It is HIGHLY RECOMMENDED that the perimeter of all deep pool areas (four feet or greater in depth) be surrounded by an access bench and aquatic bench, as described in the stormwater ponds section. The aquatic benches can be incorporated into the pond microtopography.
2.5.1 Landscaping Plan
It is HIGHLY RECOMMENDED that a qualified landscape professional prepare a Landscaping Plan that includes both plant materials, bedding materials and maintenance schedules. There are many references describing suitable native species of plants for Minnesota. The reader is referred to Appendix E as well as to Shaw and Schmidt, 2003. 'Plants for Stormwater Design. The following guidelines are RECOMMENDED for landscaping of stormwater wetland facilities.
A landscaping plan shall be provided that indicates the methods used to establish and maintain wetland coverage. Minimum elements of a plan include: delineation of pondscaping zones, selection of corresponding plant species, planting plan, sequence for preparing wetland bed (including soil amendments, if needed) and sources of plant material.
Vegetation selection should be based on the anticipated hydrologic function of the stormwater wetland (e.g. water level fluctuation).
Design should consider control – predation by carp, geese, deer, etc.
Donor soils for stormwater wetland mulch should not be removed from natural wetlands.

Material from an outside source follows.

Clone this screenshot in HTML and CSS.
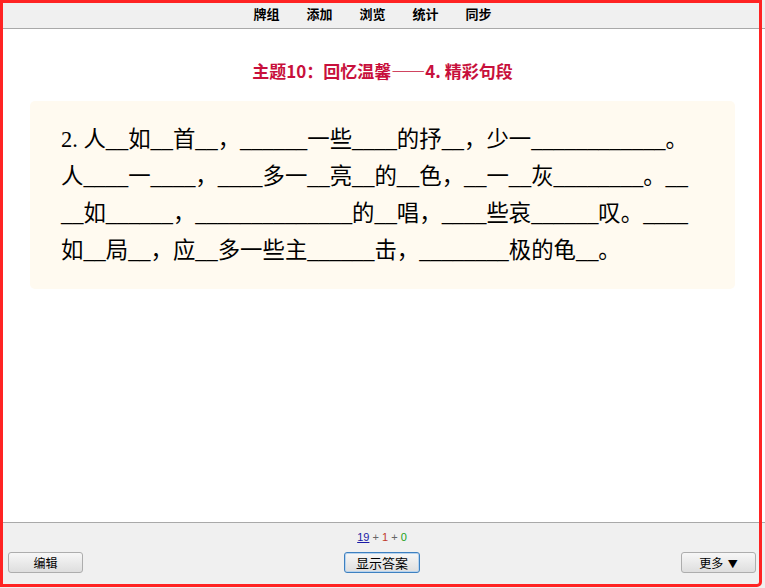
FILE: index.html
```html
<!DOCTYPE html>
<html lang="zh">
<head>
<meta charset="utf-8">
<link rel="stylesheet" href="styles.css">
</head>
<body>
<div class="page">
  <div class="topbar">
    <nav class="nav">
      <a class="nav-item">牌组</a>
      <a class="nav-item">添加</a>
      <a class="nav-item">浏览</a>
      <a class="nav-item">统计</a>
      <a class="nav-item">同步</a>
    </nav>
  </div>
  <main class="content">
    <h1 class="title">主题10：回忆温馨——4. 精彩句段</h1>
    <div class="card">
      <p class="cloze">2. 人__如__首__，______一些____的抒__，少一____________。人____一____，____多一__亮__的__色，__一__灰________。____如______，______________的__唱，____些哀______叹。____如__局__，应__多一些主______击，________极的龟__。</p>
    </div>
  </main>
  <footer class="bottombar">
    <div class="counts"><span class="c-new">19</span> <span class="c-plus">+</span> <span class="c-learn">1</span> <span class="c-plus">+</span> <span class="c-review">0</span></div>
    <div class="buttons">
      <button class="btn">编辑</button>
      <button class="btn btn-focus">显示答案</button>
      <button class="btn">更多 <span class="caret">▼</span></button>
    </div>
  </footer>
  <div class="frame"></div>
</div>
</body>
</html>
```

FILE: styles.css
```css
html, body {
  margin: 0;
  padding: 0;
  background: #ffffff;
}

.page {
  position: relative;
  width: 765px;
  height: 588px;
  display: flex;
  flex-direction: column;
  font-family: "Noto Sans CJK SC", "Liberation Sans", sans-serif;
  overflow: hidden;
}

.frame {
  position: absolute;
  left: 0;
  top: 0;
  width: 762px;
  height: 587px;
  box-sizing: border-box;
  border: 3px solid #ff2323;
  border-radius: 0 0 5px 0;
  pointer-events: none;
}

.topbar {
  height: 28px;
  background: #f0f0f0;
  border-bottom: 1px solid #a9a9a9;
  display: flex;
  align-items: center;
  justify-content: center;
  flex-shrink: 0;
}

.nav {
  display: flex;
  gap: 27px;
  padding-right: 20px;
}

.nav-item {
  font-size: 13px;
  font-weight: bold;
  color: #000;
  line-height: 28px;
}

.content {
  flex: 1;
  padding: 30px 30px 0 30px;
}

.title {
  margin: 0 0 19px 0;
  text-align: center;
  font-size: 17px;
  line-height: 23px;
  font-weight: bold;
  color: #c8103c;
}

.card {
  background: #fffaf0;
  border-radius: 5px;
  padding: 20px 39px 20px 31px;
}

.cloze {
  margin: 0;
  font-family: "Liberation Serif", "Noto Sans CJK SC", serif;
  font-size: 22.4px;
  line-height: 37px;
  color: #000;
  word-break: break-all;
}

.bottombar {
  height: 66px;
  background: #f0f0f0;
  border-top: 1px solid #a9a9a9;
  flex-shrink: 0;
  padding: 7px 9px 0 8px;
  box-sizing: border-box;
}

.counts {
  text-align: center;
  font-family: "Liberation Sans", sans-serif;
  font-size: 11px;
  line-height: 14px;
  color: #555;
}

.c-new {
  color: #1a1aa6;
  text-decoration: underline;
}

.c-plus {
  color: #666;
}

.c-learn {
  color: #c0392b;
}

.c-review {
  color: #1aa01a;
}

.buttons {
  margin-top: 8px;
  display: flex;
  justify-content: space-between;
}

.btn {
  width: 75px;
  height: 21px;
  padding: 0;
  border: 1px solid #adadad;
  border-radius: 3px;
  background: linear-gradient(#f7f7f7, #dedede);
  font-family: "Noto Sans CJK SC", sans-serif;
  font-size: 12px;
  line-height: 19px;
  color: #000;
}

.btn-focus {
  width: 76px;
  border-color: #3d80c0;
  box-shadow: inset 0 0 0 1px #b7d3ee;
  font-size: 13px;
}

.caret {
  font-size: 10px;
  margin-left: 2px;
}
```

Wetland soils mixes often contain wetland plant propagules that help to establish the plant community.
The landscaping plan should provide elements that promote greater wildlife and waterfowl use within the stormwater wetland and buffers.
The planting schedule should reflect the short growing season. Designers should consider incorporating relatively mature plants, or planting dormant rhizomes during the winter.
If a minimum coverage of 50% is not achieved in the planted wetland zones after the second growing season, a reinforcement planting is required.
It is RECOMMENDED that a landscape architect or another landscape professional be consulted in selection of wetland plants.
2.6 Constructed Wetlands Buffers and Setbacks
It is REQUIRED (Minnesota Department of Health Rule 4725.4350) that a 50’ setback between high water levels of stormwater ponds and public water supply wells be provided. It is assumed that constructed wetlands fall under the definition of stormwater ponds in Rule 4725.4350.
It is HIGHLY RECOMMENDED that a buffer extending 25 feet outward from the maximum water surface elevation be provided. Permanent structures (e.g., buildings) should not be constructed within the buffer. This distance may be greater under local regulations.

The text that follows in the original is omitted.